(Items from a data source)
— Begin —

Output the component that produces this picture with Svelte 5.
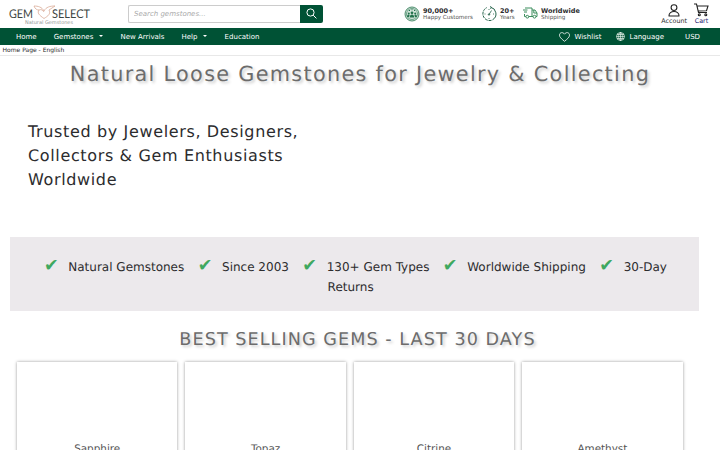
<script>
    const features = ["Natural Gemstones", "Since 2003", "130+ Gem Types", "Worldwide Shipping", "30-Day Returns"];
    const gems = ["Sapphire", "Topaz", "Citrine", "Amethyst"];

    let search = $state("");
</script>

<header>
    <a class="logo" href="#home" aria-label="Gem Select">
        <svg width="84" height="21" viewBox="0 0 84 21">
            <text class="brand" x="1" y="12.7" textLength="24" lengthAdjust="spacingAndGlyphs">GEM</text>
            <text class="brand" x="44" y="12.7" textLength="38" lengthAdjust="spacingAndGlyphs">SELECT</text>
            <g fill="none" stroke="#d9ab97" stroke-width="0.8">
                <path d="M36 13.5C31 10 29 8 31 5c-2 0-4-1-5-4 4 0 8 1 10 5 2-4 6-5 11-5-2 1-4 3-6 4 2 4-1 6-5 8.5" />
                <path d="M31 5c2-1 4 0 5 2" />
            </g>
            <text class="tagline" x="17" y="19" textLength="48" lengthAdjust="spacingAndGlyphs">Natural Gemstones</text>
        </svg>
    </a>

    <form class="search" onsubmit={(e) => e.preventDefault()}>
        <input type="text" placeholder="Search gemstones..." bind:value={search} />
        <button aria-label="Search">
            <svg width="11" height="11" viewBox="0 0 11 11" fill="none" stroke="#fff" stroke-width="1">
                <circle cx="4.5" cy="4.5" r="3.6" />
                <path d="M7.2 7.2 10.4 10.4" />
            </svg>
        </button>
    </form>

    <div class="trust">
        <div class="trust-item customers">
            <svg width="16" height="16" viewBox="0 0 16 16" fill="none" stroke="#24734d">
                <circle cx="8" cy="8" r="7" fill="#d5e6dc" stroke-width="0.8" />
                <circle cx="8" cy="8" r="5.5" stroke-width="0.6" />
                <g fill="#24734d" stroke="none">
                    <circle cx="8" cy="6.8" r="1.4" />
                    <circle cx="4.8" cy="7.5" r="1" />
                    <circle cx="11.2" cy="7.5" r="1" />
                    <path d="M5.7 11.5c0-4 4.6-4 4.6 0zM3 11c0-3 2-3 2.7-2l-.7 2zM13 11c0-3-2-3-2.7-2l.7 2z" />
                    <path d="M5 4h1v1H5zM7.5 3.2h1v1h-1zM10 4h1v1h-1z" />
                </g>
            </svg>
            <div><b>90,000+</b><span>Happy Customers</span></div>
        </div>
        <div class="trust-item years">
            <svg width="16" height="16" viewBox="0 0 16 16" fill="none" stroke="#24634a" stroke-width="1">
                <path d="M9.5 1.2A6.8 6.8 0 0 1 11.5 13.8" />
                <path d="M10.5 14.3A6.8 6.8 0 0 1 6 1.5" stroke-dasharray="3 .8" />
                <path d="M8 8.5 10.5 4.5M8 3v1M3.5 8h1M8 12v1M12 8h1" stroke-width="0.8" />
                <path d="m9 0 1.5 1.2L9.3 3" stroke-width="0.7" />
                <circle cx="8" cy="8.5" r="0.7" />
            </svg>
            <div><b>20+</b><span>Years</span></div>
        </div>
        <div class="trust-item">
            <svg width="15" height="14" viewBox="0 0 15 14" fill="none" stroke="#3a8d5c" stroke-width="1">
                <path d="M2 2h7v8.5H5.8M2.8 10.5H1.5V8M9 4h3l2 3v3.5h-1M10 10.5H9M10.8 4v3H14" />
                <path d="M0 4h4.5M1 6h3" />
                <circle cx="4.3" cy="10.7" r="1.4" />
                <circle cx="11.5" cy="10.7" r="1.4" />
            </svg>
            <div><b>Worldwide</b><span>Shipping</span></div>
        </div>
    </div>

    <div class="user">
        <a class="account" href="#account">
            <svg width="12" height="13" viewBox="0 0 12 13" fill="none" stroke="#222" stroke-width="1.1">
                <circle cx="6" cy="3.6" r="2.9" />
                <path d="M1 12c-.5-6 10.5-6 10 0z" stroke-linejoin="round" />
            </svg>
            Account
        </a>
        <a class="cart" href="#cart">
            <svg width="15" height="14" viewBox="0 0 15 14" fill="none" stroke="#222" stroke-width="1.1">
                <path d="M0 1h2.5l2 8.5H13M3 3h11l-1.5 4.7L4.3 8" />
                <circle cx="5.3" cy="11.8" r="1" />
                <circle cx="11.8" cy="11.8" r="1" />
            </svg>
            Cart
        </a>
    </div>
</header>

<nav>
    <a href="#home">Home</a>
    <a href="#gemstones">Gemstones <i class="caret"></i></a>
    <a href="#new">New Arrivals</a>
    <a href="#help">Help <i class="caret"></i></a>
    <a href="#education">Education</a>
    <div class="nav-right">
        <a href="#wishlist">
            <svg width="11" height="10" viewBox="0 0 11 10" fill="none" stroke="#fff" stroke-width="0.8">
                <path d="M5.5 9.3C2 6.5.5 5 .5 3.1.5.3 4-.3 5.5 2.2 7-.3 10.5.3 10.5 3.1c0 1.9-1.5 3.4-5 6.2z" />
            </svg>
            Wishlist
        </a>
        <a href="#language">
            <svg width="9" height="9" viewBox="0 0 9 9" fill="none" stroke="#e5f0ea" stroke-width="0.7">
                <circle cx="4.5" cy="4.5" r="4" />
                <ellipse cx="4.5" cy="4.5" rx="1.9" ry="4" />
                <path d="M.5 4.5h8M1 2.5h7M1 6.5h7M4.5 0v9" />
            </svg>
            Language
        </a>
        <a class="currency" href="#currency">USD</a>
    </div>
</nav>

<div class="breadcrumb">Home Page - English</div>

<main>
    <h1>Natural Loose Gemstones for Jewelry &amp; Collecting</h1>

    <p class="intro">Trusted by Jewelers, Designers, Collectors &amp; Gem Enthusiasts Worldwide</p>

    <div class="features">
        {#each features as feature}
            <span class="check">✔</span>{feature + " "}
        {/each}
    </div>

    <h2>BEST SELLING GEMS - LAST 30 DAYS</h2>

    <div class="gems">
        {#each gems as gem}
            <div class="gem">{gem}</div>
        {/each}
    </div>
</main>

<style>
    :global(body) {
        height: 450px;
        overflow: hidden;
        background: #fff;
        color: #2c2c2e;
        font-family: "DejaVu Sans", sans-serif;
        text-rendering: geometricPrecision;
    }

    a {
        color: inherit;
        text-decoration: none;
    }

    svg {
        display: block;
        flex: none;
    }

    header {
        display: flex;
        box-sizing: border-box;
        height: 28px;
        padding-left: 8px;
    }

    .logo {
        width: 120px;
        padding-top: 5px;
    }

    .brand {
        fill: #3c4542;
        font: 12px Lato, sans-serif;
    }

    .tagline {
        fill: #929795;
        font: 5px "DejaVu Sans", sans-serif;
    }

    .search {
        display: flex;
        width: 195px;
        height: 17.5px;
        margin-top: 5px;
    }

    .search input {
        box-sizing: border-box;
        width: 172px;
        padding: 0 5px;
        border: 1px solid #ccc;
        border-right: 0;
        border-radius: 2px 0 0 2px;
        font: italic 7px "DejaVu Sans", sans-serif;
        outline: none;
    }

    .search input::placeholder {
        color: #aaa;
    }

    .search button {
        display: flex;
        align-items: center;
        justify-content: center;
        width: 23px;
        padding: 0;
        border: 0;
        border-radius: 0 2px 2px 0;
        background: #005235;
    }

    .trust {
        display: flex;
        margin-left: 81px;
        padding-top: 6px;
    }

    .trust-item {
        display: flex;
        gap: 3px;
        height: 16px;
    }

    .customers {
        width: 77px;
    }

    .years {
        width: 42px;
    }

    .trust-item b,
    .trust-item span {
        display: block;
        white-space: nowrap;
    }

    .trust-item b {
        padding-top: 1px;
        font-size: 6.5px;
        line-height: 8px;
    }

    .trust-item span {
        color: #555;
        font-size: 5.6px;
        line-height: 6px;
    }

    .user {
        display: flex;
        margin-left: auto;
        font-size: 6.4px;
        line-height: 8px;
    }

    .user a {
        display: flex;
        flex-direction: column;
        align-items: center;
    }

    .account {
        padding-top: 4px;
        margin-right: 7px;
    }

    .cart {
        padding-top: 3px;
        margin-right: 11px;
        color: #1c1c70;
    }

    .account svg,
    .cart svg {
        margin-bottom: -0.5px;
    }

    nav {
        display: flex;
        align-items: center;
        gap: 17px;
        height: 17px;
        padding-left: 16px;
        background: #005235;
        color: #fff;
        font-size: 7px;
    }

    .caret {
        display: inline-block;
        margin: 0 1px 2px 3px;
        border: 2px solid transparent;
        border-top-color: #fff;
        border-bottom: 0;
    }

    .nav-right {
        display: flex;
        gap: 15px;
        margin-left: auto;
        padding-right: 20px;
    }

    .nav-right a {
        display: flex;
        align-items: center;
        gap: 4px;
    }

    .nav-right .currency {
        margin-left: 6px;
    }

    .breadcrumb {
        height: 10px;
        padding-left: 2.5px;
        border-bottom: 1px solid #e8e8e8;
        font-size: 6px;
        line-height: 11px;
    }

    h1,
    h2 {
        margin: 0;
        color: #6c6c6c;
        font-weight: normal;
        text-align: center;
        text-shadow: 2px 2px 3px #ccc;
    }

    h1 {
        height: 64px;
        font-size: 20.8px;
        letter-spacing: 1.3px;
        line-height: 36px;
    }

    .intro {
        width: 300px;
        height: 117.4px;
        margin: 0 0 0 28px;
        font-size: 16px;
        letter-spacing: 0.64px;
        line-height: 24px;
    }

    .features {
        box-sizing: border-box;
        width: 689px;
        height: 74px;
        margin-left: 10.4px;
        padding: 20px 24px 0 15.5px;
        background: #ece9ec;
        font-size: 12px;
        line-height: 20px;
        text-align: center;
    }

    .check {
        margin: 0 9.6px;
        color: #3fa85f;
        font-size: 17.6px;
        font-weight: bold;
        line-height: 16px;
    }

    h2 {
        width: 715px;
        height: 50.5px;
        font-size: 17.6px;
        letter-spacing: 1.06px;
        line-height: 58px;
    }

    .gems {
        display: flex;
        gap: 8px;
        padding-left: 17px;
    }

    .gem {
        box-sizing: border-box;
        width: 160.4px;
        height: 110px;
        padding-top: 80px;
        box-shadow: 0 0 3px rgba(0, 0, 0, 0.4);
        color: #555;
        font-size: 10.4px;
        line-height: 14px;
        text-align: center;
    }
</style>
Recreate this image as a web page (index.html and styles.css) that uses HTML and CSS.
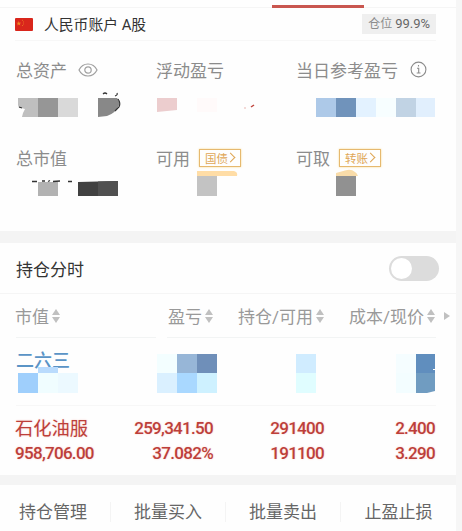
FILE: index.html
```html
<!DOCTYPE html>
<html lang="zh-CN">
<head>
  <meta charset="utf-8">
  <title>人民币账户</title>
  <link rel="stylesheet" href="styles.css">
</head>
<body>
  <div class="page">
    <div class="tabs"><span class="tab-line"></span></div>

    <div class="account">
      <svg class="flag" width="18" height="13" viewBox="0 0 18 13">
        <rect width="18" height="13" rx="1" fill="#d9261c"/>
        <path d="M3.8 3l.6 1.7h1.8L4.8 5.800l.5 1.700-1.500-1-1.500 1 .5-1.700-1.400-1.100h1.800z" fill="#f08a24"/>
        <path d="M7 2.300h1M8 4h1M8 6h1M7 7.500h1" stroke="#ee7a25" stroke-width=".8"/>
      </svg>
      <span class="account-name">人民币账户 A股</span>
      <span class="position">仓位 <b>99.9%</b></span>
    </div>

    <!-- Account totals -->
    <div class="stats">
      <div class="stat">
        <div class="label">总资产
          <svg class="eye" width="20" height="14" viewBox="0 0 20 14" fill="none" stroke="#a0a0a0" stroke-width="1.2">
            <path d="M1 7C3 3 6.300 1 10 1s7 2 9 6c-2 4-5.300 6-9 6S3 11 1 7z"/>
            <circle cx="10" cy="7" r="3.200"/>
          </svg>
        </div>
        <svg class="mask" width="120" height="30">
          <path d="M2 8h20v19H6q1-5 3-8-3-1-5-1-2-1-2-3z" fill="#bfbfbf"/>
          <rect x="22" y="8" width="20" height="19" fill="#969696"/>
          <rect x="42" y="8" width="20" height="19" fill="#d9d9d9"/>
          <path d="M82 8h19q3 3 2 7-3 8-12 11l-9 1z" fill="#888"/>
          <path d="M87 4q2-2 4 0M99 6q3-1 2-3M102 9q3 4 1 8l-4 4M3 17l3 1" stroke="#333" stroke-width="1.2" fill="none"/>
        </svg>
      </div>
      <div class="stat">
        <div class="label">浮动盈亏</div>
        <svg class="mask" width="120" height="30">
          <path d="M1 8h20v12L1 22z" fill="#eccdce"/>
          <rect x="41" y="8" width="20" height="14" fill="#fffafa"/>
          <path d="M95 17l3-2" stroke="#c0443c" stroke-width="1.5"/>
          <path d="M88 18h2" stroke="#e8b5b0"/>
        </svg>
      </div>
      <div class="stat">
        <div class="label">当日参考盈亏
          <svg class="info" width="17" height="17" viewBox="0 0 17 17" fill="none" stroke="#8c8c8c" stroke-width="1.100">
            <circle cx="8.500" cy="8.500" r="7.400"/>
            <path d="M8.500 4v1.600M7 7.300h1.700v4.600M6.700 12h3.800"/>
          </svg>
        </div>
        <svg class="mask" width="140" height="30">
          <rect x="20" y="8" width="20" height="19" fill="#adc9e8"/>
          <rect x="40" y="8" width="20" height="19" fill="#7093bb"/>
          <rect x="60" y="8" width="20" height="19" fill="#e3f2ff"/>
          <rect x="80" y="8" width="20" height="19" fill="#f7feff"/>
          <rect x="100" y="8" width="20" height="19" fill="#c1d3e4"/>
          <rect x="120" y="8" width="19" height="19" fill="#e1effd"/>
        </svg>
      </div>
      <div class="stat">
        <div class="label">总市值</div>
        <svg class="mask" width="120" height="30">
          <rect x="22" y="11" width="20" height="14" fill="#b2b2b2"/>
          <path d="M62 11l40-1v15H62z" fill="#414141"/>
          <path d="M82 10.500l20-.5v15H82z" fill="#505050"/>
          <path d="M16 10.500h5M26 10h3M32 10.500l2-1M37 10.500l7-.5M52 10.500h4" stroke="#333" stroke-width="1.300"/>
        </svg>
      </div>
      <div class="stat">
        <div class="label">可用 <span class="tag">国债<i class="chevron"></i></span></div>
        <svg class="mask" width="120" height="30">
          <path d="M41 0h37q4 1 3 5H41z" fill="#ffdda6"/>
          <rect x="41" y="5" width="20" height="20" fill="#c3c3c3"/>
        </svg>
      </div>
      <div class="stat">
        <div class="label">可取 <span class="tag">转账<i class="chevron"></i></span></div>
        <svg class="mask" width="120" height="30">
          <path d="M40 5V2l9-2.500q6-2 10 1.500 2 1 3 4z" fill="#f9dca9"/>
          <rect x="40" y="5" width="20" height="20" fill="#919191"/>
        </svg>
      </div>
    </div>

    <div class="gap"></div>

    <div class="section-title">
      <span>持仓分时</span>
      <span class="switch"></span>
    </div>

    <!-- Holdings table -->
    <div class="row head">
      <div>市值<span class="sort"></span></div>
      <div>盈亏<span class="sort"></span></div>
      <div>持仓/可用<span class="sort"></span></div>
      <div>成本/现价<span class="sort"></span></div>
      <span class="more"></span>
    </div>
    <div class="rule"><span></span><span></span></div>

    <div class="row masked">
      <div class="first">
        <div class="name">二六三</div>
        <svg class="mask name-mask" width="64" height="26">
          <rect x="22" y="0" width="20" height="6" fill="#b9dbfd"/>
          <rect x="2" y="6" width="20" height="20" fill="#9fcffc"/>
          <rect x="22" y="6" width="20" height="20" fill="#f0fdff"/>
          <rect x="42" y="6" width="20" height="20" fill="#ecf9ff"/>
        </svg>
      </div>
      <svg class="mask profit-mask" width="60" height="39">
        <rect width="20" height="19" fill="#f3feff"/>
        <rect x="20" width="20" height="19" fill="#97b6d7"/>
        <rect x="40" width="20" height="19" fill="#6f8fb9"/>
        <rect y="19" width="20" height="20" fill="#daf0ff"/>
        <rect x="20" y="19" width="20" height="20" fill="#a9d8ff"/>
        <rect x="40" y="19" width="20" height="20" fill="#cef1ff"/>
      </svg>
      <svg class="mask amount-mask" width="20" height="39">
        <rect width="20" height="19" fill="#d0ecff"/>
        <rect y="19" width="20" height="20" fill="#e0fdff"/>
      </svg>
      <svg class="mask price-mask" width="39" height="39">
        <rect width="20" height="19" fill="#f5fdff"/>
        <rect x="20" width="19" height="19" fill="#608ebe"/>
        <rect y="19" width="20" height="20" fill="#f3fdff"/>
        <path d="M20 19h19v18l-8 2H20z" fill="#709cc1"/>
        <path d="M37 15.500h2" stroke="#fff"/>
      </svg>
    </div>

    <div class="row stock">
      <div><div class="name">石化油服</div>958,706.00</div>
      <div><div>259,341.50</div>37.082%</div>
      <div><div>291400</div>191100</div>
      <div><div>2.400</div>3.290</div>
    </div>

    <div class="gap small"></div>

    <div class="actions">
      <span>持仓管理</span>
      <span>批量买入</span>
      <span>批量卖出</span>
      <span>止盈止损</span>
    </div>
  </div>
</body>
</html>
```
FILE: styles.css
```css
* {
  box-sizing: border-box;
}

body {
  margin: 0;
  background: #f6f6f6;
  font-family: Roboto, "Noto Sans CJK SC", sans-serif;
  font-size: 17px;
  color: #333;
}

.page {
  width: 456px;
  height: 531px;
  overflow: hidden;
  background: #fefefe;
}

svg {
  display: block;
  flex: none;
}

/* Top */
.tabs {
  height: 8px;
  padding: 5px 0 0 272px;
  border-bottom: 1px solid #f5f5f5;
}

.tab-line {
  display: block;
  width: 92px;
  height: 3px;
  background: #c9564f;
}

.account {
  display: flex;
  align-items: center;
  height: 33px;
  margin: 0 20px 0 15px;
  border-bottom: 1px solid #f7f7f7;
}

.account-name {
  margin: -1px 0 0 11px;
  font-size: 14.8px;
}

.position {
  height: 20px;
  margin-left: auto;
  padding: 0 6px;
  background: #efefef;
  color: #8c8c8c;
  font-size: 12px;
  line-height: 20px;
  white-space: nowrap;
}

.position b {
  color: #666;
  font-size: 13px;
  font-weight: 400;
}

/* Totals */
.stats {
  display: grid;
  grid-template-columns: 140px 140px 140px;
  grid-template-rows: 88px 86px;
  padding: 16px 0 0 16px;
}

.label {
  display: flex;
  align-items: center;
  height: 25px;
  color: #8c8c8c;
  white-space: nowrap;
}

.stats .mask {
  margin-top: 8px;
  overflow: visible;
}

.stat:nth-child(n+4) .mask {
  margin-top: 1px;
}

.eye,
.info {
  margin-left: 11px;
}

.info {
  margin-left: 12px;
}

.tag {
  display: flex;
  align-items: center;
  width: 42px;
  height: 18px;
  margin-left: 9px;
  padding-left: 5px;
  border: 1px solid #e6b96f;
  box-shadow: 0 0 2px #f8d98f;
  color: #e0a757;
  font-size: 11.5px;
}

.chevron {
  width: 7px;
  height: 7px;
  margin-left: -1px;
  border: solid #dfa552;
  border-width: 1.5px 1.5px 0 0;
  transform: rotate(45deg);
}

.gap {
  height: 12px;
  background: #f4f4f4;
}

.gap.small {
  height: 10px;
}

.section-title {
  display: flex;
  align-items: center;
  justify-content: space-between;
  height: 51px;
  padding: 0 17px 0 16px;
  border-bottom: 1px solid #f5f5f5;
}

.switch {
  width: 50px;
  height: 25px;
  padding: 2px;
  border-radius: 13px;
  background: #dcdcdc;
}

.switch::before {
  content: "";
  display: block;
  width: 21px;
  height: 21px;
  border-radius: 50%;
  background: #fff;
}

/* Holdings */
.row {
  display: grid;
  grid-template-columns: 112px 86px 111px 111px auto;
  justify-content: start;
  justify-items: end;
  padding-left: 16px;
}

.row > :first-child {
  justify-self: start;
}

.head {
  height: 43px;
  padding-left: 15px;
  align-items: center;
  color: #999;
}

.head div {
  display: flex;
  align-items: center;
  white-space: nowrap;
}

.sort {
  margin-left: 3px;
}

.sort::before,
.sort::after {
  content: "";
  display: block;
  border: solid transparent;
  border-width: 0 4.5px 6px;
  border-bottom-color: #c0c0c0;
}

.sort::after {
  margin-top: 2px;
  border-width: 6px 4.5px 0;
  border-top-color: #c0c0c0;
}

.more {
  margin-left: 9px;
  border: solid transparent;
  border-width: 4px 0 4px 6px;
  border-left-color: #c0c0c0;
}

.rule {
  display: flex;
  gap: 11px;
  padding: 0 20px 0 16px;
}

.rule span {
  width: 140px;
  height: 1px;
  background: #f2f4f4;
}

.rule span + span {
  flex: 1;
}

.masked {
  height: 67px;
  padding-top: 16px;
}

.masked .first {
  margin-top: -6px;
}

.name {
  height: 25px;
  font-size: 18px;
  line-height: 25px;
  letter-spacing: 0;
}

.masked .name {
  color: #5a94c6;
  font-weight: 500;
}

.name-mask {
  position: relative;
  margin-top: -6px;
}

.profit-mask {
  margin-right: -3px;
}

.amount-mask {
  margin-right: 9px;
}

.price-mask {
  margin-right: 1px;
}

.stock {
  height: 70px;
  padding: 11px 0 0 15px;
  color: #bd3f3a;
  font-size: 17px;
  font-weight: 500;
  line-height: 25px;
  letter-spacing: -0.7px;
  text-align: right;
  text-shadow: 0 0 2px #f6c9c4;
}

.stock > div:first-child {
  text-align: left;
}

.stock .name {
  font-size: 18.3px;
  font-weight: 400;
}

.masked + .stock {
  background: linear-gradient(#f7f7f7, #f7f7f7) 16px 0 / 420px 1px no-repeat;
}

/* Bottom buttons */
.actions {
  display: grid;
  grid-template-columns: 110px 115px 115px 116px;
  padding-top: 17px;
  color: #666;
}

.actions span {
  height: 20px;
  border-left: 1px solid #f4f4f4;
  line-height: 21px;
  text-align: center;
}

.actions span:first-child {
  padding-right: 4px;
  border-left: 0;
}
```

— End —

Instruction:
Filter lines by "that" and return each hit.

Solution for this task:
Output the component that produces this picture with Svelte 5.
Recreate this image as a web page (index.html and styles.css) that uses HTML and CSS.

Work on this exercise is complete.